Re: Should be burn excess homes in an effort to stabilize the economy?
Posted by:
quantum
()
Date: April 13, 2009 12:13PM
ToneLocian - you actually are failing to engage in debate, and I think Justin's tongue in cheek reference to burning houses is a good kickstart.
Here's the score. We have had years (20 years) of artificially cheap credit - lots of blame to go around, but Government policy pushing mortgages (and home equity loans) to large groups of people that never should have been borrowers certainly didn't help. And one can argue politics - but who cares? We didn't take proper credit of the commodity called money - letting it rot, so to speak, as with old wheat in the silos. And that shoddy treatment of money had led to the exact opposite result of what anyone would want from a housing policy. Yes, home ownership was "increased", but that was illusory since the default rate amongst those "new" homeowners is sky high. They are experiencing foreclosure and even if they somehow escape that, are entering into loan modifications that will make them stuck in zombie loans worse than being a permanent renter. And giving them massive write-downs of principal amounts is unworkable too - the banks are not prepared to take the drastically reduced marks (many of them are insolvent). And even worse, housing prices are unrealistically high, still way above any reasonable asset price to income ratios (which should not exceed 3.5 or so to 1). We have a bubble, and the only way to get a sane housing policy and get the housing market going is to deflate that sizable bubble.
So would I would look for the Government to do is indeed "let the fire burn' by permitting asset prices to sink to levels at which responsible owners and investors can buy. This means no furtive monkeying around with interest rates to keep "prices" up, no keeping people in homes that never should have been there to avoid foreclosure - these people are not losing equity, but frankly months of free rent, and letting the market hit asset prices where people can once again buy. To some extent Obama's plan gives this idea lip service but because it really wants to inhibit and slow the deflation of the bubble it will likely cause a drag on the economy. To be fair - this is a tough thing to do - getting the pain over with quickly and in an intense way.

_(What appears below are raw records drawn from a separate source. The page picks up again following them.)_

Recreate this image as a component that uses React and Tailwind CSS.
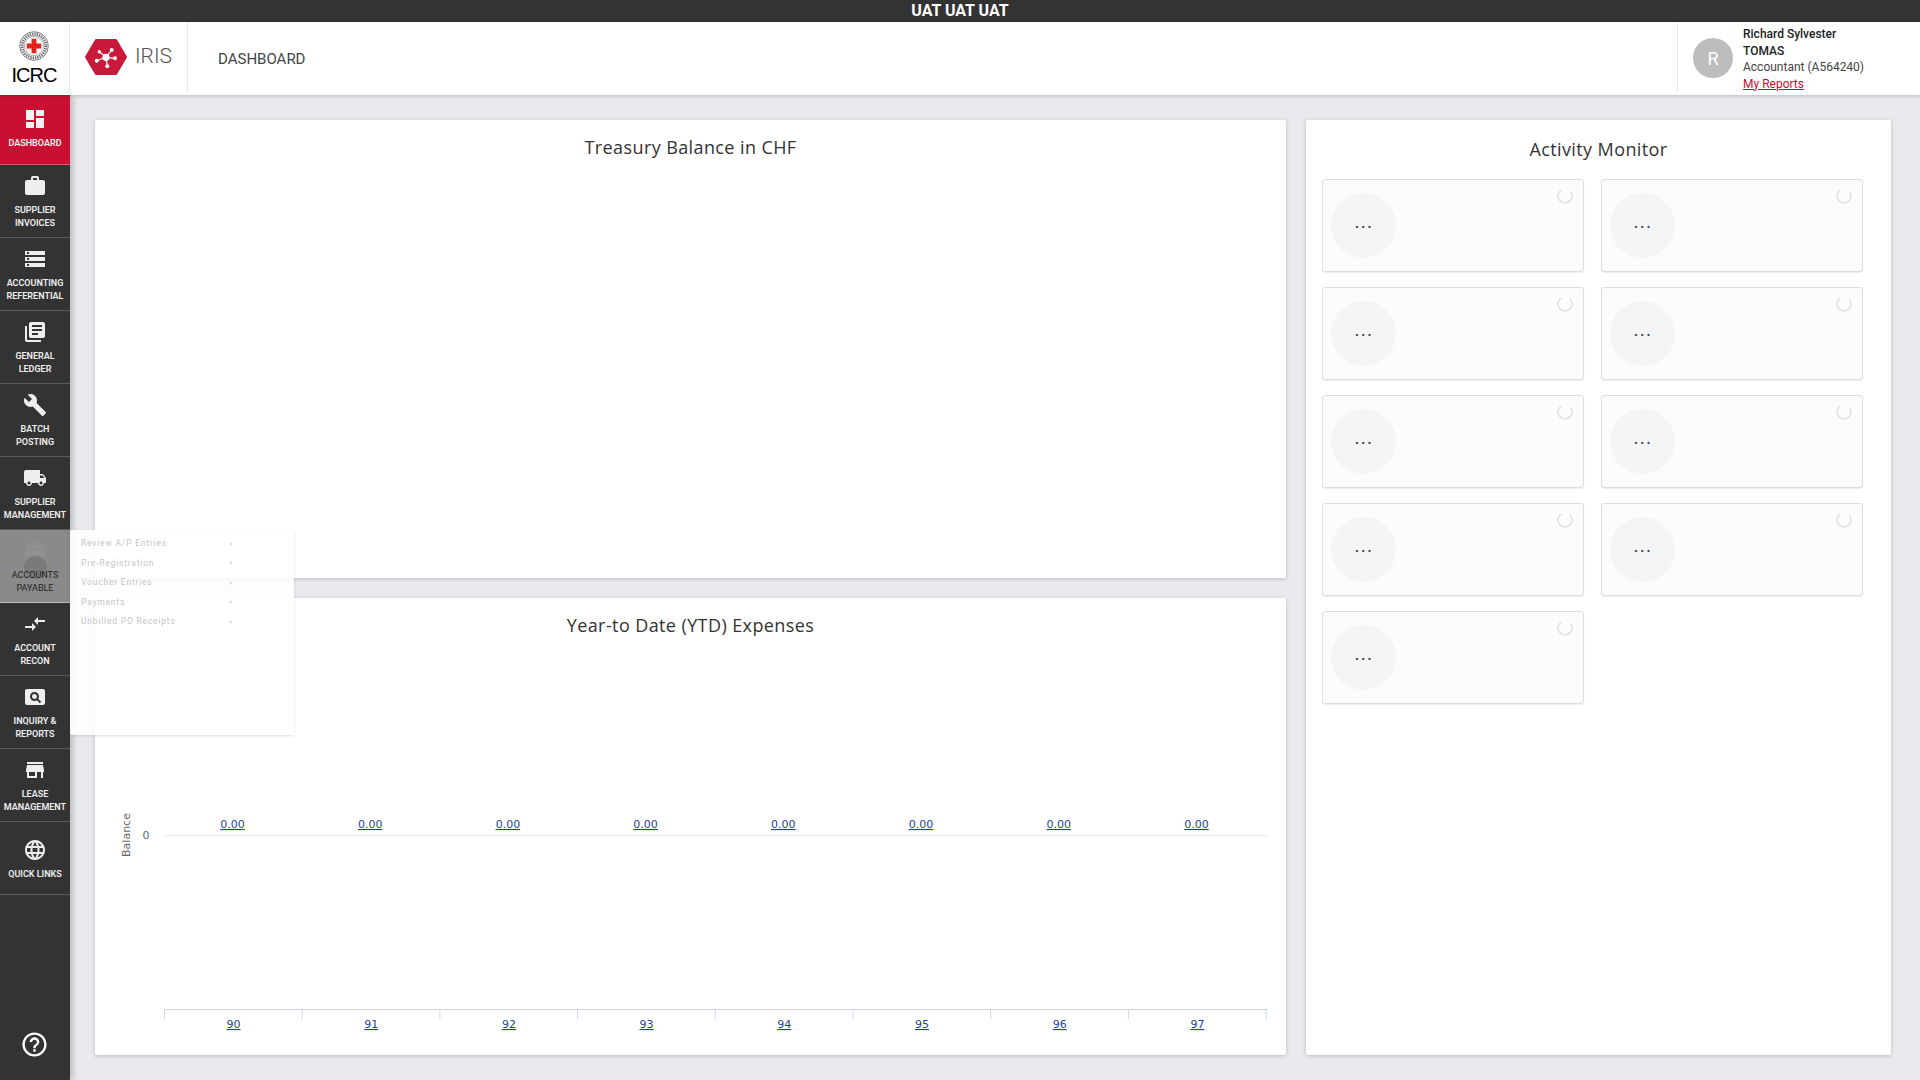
import {
  MdDashboard, MdWork, MdStorage, MdLibraryBooks, MdBuild, MdLocalShipping,
  MdCompareArrows, MdPageview, MdStore, MdLanguage, MdHelpOutline, MdArrowRight,
} from 'react-icons/md'

const navItems = [
  { label: ['Supplier', 'Invoices'], icon: MdWork },
  { label: ['Accounting', 'Referential'], icon: MdStorage },
  { label: ['General', 'Ledger'], icon: MdLibraryBooks },
  { label: ['Batch', 'Posting'], icon: MdBuild },
  { label: ['Supplier', 'Management'], icon: MdLocalShipping },
  { label: ['Accounts', 'Payable'], icon: MdWork, hovered: true },
  { label: ['Account', 'Recon'], icon: MdCompareArrows },
  { label: ['Inquiry &', 'Reports'], icon: MdPageview },
  { label: ['Lease', 'Management'], icon: MdStore },
  { label: ['Quick Links'], icon: MdLanguage },
]

const flyoutItems = ['Review A/P Entries', 'Pre-Registration', 'Voucher Entries', 'Payments', 'Unbilled PO Receipts']
const categories = [90, 91, 92, 93, 94, 95, 96, 97]

function IcrcEmblem() {
  return (
    <svg width="30" height="30" viewBox="0 0 31 31" className="block">
      <circle cx="15.5" cy="15.5" r="14.8" fill="#efefef" stroke="#666" strokeWidth="0.8" />
      <circle cx="15.5" cy="15.5" r="12.2" fill="none" stroke="#666" strokeWidth="3" strokeDasharray="1.2 1.2" />
      <circle cx="15.5" cy="15.5" r="9.800" fill="#fff" stroke="#777" strokeWidth="0.6" />
      <path d="M13 8h5v5h5v5h-5v5h-5v-5H8v-5h5z" fill="#e2231a" />
    </svg>
  )
}

function IrisLogo() {
  return (
    <svg width="42" height="36" viewBox="0 0 42 36" className="block">
      <path d="M11 1h20L41 18 31 35H11L1 18z" fill="#c8193a" stroke="#c8193a" strokeWidth="2" strokeLinejoin="round" />
      <g stroke="#fff" strokeWidth="1.200">
        <path d="M21 18.300 L26.700 11 M21 18.300 L30 19.300 M21 18.300 L22.300 27.300 M21 18.300 L11.700 21.700 M21 18.300 L14.300 12.700" />
      </g>
      <g fill="#fff">
        <circle cx="21" cy="18.300" r="3.600" />
        <circle cx="26.700" cy="11" r="2" />
        <circle cx="30" cy="19.300" r="2" />
        <circle cx="22.300" cy="27.300" r="2" />
        <circle cx="11.700" cy="21.700" r="2" />
        <circle cx="14.300" cy="12.700" r="1.700" />
      </g>
    </svg>
  )
}

function NavItem({ item }) {
  const Icon = item.icon
  if (item.hovered) {
    return (
      <div className="relative h-[73px] shrink-0 flex flex-col items-center justify-center pt-[2px] border-b border-[#bdbdbd] bg-[#8a8a8a] text-[#222]">
        <Icon size={24} className="text-[#909090]" />
        {/* icon is caught mid animation, a dark blob under the briefcase */}
        <div className="absolute left-[24px] top-[26px] w-[23px] h-[23px] rounded-full bg-[#7a7a7a]" />
        <div className="relative mt-[6px] text-center uppercase text-[9px] leading-[13px]">
          {item.label.map((line) => <div key={line}>{line}</div>)}
        </div>
      </div>
    )
  }
  return (
    <div className="h-[73px] shrink-0 flex flex-col items-center justify-center pt-[2px] border-b border-[#5c5c5c] text-[#eeeeee]">
      <Icon size={24} />
      <div className="mt-[6px] text-center uppercase font-semibold text-[9px] leading-[13px] whitespace-nowrap">
        {item.label.map((line) => <div key={line}>{line}</div>)}
      </div>
    </div>
  )
}

function Sidebar() {
  return (
    <aside className="relative z-20 w-[70px] shrink-0 bg-[#333333] flex flex-col shadow-[3px_0_6px_rgba(0,0,0,0.2)]">
      <div className="h-[70px] shrink-0 flex flex-col items-center justify-center pb-[2px] bg-[#c90f32] border-b border-[#e0566f] text-[#f2f2f2]">
        <MdDashboard size={24} />
        <div className="mt-[6px] uppercase font-semibold text-[9px] leading-[13px]">Dashboard</div>
      </div>
      {navItems.map((item) => <NavItem key={item.label.join(' ')} item={item} />)}
      <div className="mt-auto mb-[21px] flex justify-center pr-[2px] text-white">
        <MdHelpOutline size={29} />
      </div>

      {/* flyout is caught mid fade-in */}
      <div className="absolute left-[70px] top-[435px] w-[224px] h-[205px] rounded-[2px] bg-white/90 shadow-[0_1px_3px_rgba(0,0,0,0.12)] pl-[11px] pt-[4px]">
        {flyoutItems.map((name) => (
          <div key={name} className="h-[19.500px] w-[154px] flex items-center justify-between text-[8.500px] tracking-[0.8px] text-[#c4c4c4]">
            <span>{name}</span>
            <MdArrowRight size={8} />
          </div>
        ))}
      </div>
    </aside>
  )
}

function Header() {
  return (
    <header className="relative z-30 h-[73px] shrink-0 bg-white flex shadow-[0_1px_4px_rgba(0,0,0,0.2)]">
      <div className="w-[70px] h-[70px] border-r border-[#e6e6e6] flex flex-col items-center pt-[9px] pr-[1px]">
        <IcrcEmblem />
        <div className="mt-[2px] text-[20px] leading-[24px] tracking-[-1px] text-black font-['Liberation_Sans',sans-serif]">ICRC</div>
      </div>
      <div className="w-[118px] h-[70px] border-r border-[#e6e6e6] flex items-start pl-[15px] pt-[17px]">
        <IrisLogo />
        <span className="ml-[8px] mt-[4px] text-[21px] leading-[26px] font-light text-[#555]">IRIS</span>
      </div>
      <div className="pl-[30px] pt-[28px] text-[15px] leading-[18px] text-[#444]">DASHBOARD</div>
      <div className="ml-auto w-[243px] h-[70px] border-l border-[#e6e6e6] flex pl-[15px]">
        <div className="mt-[16px] w-[40px] h-[40px] rounded-full bg-[#bdbdbd] flex items-center justify-center text-white text-[18px]">R</div>
        <div className="ml-[10px] pt-[4px] text-[12px] leading-[16.600px] text-[#444]">
          <div className="font-medium text-[#222]">Richard Sylvester</div>
          <div className="font-medium text-[#222]">TOMAS</div>
          <div>Accountant (A564240)</div>
          <div className="text-[#c8102e] underline">My Reports</div>
        </div>
      </div>
    </header>
  )
}

function Card({ className, children }) {
  return (
    <section className={`bg-white rounded-[2px] shadow-[0_1px_4px_rgba(0,0,0,0.2)] ${className}`}>{children}</section>
  )
}

function ChartTitle({ children }) {
  return (
    <h2 className="pt-[15px] text-center text-[18px] leading-[24px] tracking-[0.4px] text-[#333] font-['Open_Sans',sans-serif]">
      {children}
    </h2>
  )
}

function ExpensesChart() {
  const left = 69.5
  const step = 137.7
  return (
    <svg width="1191" height="418" className="block font-['DejaVu_Sans',sans-serif]">
      <line x1={left} x2="1172" y1="198.500" y2="198.500" stroke="#e6e6e6" />
      <line x1={left} x2="1172" y1="372.500" y2="372.500" stroke="#ccd6eb" />
      {Array.from({ length: 9 }, (_, i) => (
        <line key={i} x1={left + i * step} x2={left + i * step} y1="372" y2="382" stroke="#ccd6eb" />
      ))}
      {categories.map((cat, i) => (
        <g key={cat} fill="#1a44a0" fontSize="11" textAnchor="middle" textDecoration="underline">
          <text x={left + i * step + 68} y="191">0.00</text>
          <text x={left + i * step + 69} y="391">{cat}</text>
        </g>
      ))}
      <text x="51" y="202" fontSize="11" fill="#666" textAnchor="middle">0</text>
      <text transform="translate(35 198) rotate(-90)" fontSize="11" fill="#666" textAnchor="middle">Balance</text>
    </svg>
  )
}

function ActivityTile() {
  return (
    <div className="relative h-[93px] rounded-[3px] border border-[#dedede] bg-[#fcfcfc] shadow-[0_1px_1px_rgba(0,0,0,0.08)] pl-[8px] pt-[13px]">
      <div className="w-[65px] h-[65px] rounded-full bg-[#f5f5f5] flex items-center justify-center pl-[2px] pb-[5px] text-[#444] font-bold text-[14px] tracking-[2.200px]">...</div>
      <svg width="16" height="16" viewBox="0 0 16 16" className="absolute right-[10px] top-[8px]">
        <path d="M4.500 1.800a7 7 0 1 0 8.800 1.500" fill="none" stroke="#e0e0e0" strokeWidth="1.500" />
      </svg>
    </div>
  )
}

function App() {
  return (
    <div className="h-screen w-full overflow-hidden flex flex-col bg-[#e8eaed] font-['Roboto',sans-serif]">
      <div className="h-[22px] shrink-0 bg-[#333333] text-center text-white font-bold text-[16px] leading-[22px]">UAT UAT UAT</div>
      <Header />
      <div className="flex flex-1 min-h-0">
        <Sidebar />
        <main className="flex-1 flex gap-[19px] pl-[25px] pt-[25px] pb-[25px]">
          <div className="w-[1191px] flex flex-col gap-[20px]">
            <Card className="h-[458px]">
              <ChartTitle>Treasury Balance in CHF</ChartTitle>
            </Card>
            <Card className="h-[457px]">
              <ChartTitle>Year-to Date (YTD) Expenses</ChartTitle>
              <ExpensesChart />
            </Card>
          </div>
          <Card className="w-[585px] ml-[1px] pt-[17px]">
            <h2 className="text-center text-[18px] leading-[24px] tracking-[0.4px] text-[#333] font-['Open_Sans',sans-serif]">Activity Monitor</h2>
            <div className="mt-[18px] pl-[16px] pr-[28px] grid grid-cols-2 gap-x-[17px] gap-y-[15px]">
              {Array.from({ length: 9 }, (_, i) => <ActivityTile key={i} />)}
            </div>
          </Card>
        </main>
      </div>
    </div>
  )
}

export default App
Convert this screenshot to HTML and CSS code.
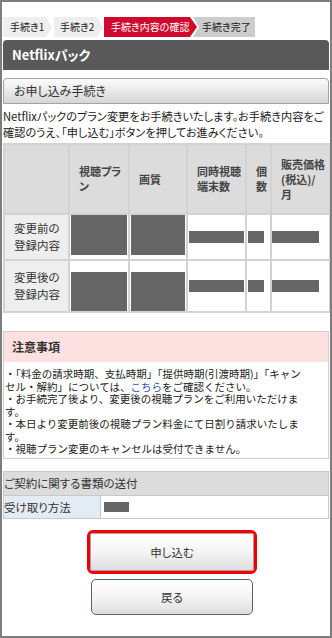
FILE: index.html
```html
<!DOCTYPE html>
<html lang="ja">
<head>
<meta charset="utf-8">
<title>Netflixパック</title>
<link rel="stylesheet" href="styles.css">
</head>
<body>
<div class="frame">
  <div class="steps">
    <div class="step step-done first">手続き1</div>
    <div class="step step-done">手続き2</div>
    <div class="step step-current">手続き内容の確認</div>
    <div class="step step-next">手続き完了</div>
  </div>

  <div class="page-title">Netflixパック</div>

  <div class="section-head">お申し込み手続き</div>
  <p class="lead">Netflixパックのプラン変更をお手続きいたします。お手続き内容をご確認のうえ、「申し込む」ボタンを押してお進みください。</p>

  <table class="plan">
    <colgroup>
      <col class="c1"><col class="c2"><col class="c3"><col class="c4"><col class="c5"><col class="c6">
    </colgroup>
    <tr class="hrow">
      <th></th>
      <th>視聴プラン</th>
      <th>画質</th>
      <th>同時視聴端末数</th>
      <th>個数</th>
      <th>販売価格(税込)/月</th>
    </tr>
    <tr class="r1">
      <th class="label">変更前の<br>登録内容</th>
      <td class="big"><span class="mask mask-big top"></span></td>
      <td class="big"><span class="mask mask-big top"></span></td>
      <td><span class="mask m4"></span></td>
      <td><span class="mask m5"></span></td>
      <td><span class="mask m6"></span></td>
    </tr>
    <tr class="r2">
      <th class="label">変更後の<br>登録内容</th>
      <td class="big"><span class="mask mask-big bottom"></span></td>
      <td class="big"><span class="mask mask-big bottom"></span></td>
      <td><span class="mask m4"></span></td>
      <td><span class="mask m5"></span></td>
      <td><span class="mask m6"></span></td>
    </tr>
  </table>

  <div class="notes">
    <div class="notes-head">注意事項</div>
    <ul class="notes-list">
      <li>・「料金の請求時期、支払時期」「提供時期(引渡時期)」「キャンセル・解約」については、<a href="#" class="link">こちら</a>をご確認ください。</li>
      <li>・お手続完了後より、変更後の視聴プランをご利用いただけます。</li>
      <li>・本日より変更前後の視聴プラン料金にて日割り請求いたします。</li>
      <li>・視聴プラン変更のキャンセルは受付できません。</li>
    </ul>
  </div>

  <table class="docs">
    <tr><th colspan="2" class="docs-head">ご契約に関する書類の送付</th></tr>
    <tr>
      <th class="docs-label">受け取り方法</th>
      <td class="docs-value"><span class="mask m-docs"></span></td>
    </tr>
  </table>

  <div class="actions">
    <div class="apply-ring"><button class="btn btn-apply">申し込む</button></div>
    <button class="btn btn-back">戻る</button>
  </div>
</div>
</body>
</html>
```

FILE: styles.css
```css
* { box-sizing: border-box; }
html, body { margin: 0; padding: 0; background: #fff; }
body {
  font-family: "Noto Sans CJK JP", "Noto Sans", sans-serif;
  font-feature-settings: "palt";
  color: #333;
}
.frame {
  width: 332px;
  height: 638px;
  border: 2px solid #7d7d7d;
  padding: 15px 1px 0 1px;
  overflow: hidden;
}

/* steps */
.steps { display: flex; height: 20px; }
.step {
  height: 20px;
  line-height: 20px;
  font-size: 10px;
  padding-left: 6px;
  white-space: nowrap;
}
.step-done {
  background: #eeeeee;
  color: #222;
  width: 49px;
  margin-right: 1px;
  clip-path: polygon(0 0, calc(100% - 6px) 0, 100% 50%, calc(100% - 6px) 100%, 0 100%);
}
.step-done.first { padding-left: 7px; margin-right: 2px; }
.step-current {
  background: #cf0a2c;
  color: #fff;
  width: 93px;
  padding-left: 7px;
  position: relative;
  z-index: 1;
  clip-path: polygon(0 0, calc(100% - 7px) 0, 100% 50%, calc(100% - 7px) 100%, 0 100%);
}
.step-next {
  background: #cccccc;
  color: #222;
  width: 62px;
  margin-left: -4px;
  padding-left: 9px;
  clip-path: polygon(0 0, 100% 0, 100% 100%, 0 100%, 6px 50%);
}

/* title */
.page-title {
  margin-top: 3px;
  height: 30px;
  line-height: 30px;
  background: #595959;
  border-radius: 4px 4px 0 0;
  color: #fff;
  font-weight: bold;
  font-size: 13px;
  padding-left: 9px;
}

.section-head {
  margin-top: 8px;
  height: 26px;
  line-height: 24px;
  border: 1px solid #a3a3a3;
  border-radius: 4px 4px 0 0;
  background: linear-gradient(#fbfbfb, #d6d6d6);
  font-size: 12px;
  color: #333;
  padding-left: 10px;
}
.lead {
  margin: 4px 0 3px 0;
  font-size: 11.2px;
  line-height: 16px;
  color: #222;
}

/* plan table */
.plan {
  width: 326px;
  border-collapse: collapse;
  table-layout: fixed;
  border: 2px solid #d2d2d2;
}
.plan .c1 { width: 65px; }
.plan .c2 { width: 60px; }
.plan .c3 { width: 58px; }
.plan .c4 { width: 59px; }
.plan .c5 { width: 25px; }
.plan .c6 { width: 59px; }
.plan th, .plan td {
  border: 2px solid #d2d2d2;
  padding: 0;
}
.hrow th {
  background: #dcdcdc;
  height: 70px;
  font-size: 11px;
  line-height: 15px;
  font-weight: bold;
  color: #444;
  text-align: left;
  padding: 0 4px 0 9px;
  vertical-align: middle;
}
.r1 > * { height: 46px; }
.r2 > * { height: 52px; }
.plan .label {
  background: #eeeeee;
  font-size: 11.5px;
  line-height: 17px;
  font-weight: normal;
  color: #333;
  text-align: left;
  padding-left: 9px;
}
.plan td { background: #fff; vertical-align: middle; }
.mask { display: block; background: #666666; }
.mask-big { margin: 0 1px; }
.r1 .mask-big { height: 40px; margin-top: -5px; }
.r2 .mask-big { height: 39px; margin-top: 11px; }
.m4 { height: 12px; margin: 0 1px 0 1px; }
.m5 { height: 12px; margin: 0 6px 0 1px; }
.m6 { height: 12px; margin: 0 10px 0 0; }

/* notes */
.notes {
  margin-top: 18px;
  border: 1px solid #cfcfcf;
}
.notes-head {
  background: #fde1e1;
  height: 30px;
  line-height: 30px;
  font-size: 12px;
  font-weight: bold;
  color: #333;
  padding-left: 8px;
}
.notes-list {
  list-style: none;
  margin: 0;
  padding: 6px 23px 2px 1px;
  font-size: 10.5px;
  line-height: 12.5px;
  font-feature-settings: normal;
  color: #222;
}
.link { color: #2a4fa8; text-decoration: none; }

/* docs */
.docs {
  margin-top: 12px;
  width: 326px;
  border-collapse: collapse;
  border: 1px solid #c8c8c8;
}
.docs th, .docs td { border: 1px solid #c8c8c8; padding: 0; }
.docs-head {
  background: #dcdcdc;
  height: 24px;
  font-size: 11.5px;
  font-weight: normal;
  text-align: left;
  padding-left: 4px;
  color: #333;
}
.docs-label {
  width: 97px;
  background: #e3ebf3;
  height: 23px;
  font-size: 11.5px;
  font-weight: normal;
  text-align: left;
  padding-left: 6px;
  color: #333;
}
.docs-value { padding-left: 3px !important; }
.m-docs { width: 25px; height: 10px; }

/* buttons */
.actions {
  display: flex;
  flex-direction: column;
  align-items: center;
  padding-left: 12px;
  margin-top: 11px;
}
.apply-ring {
  width: 170px;
  height: 44px;
  border: 3px solid #f00000;
  border-radius: 6px;
}
.btn {
  font-family: inherit;
  font-feature-settings: "palt";
  font-size: 11.5px;
  color: #333;
  cursor: pointer;
  background: linear-gradient(#ffffff 0%, #f4f4f4 50%, #dedede 100%);
}
.btn-apply {
  display: block;
  width: 100%;
  height: 100%;
  border: 1px solid #9aa3ad;
  border-radius: 3px;
}
.btn-back {
  margin-top: 5px;
  width: 162px;
  height: 36px;
  border: 1.5px solid #4f6681;
  border-radius: 5px;
}
```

In many areas of the country the deflation is starting to happen, so likely a good thing is before us.
But the low income areas are so challenging. Not only is the default rate (and the fraud rate) high, the recovery rate in foreclosure is appallingly low because the residents take such awful care of the homes once behind on the loans, and the neighborhoods really begin to decline (our buddy Barney Frank ought to remember this when he starts pushing naive mortgage subsidies again). And because the recovery rate is so low, the banks have more pain in store than they ever have modeled. I am not sure what to do in these communities - our mortgage policies could cause a rapid and devastating ghettoization of these places - with real negatives and dangers associated with it. This may justify economically irrational Government intervention because the alternatives are just too grim.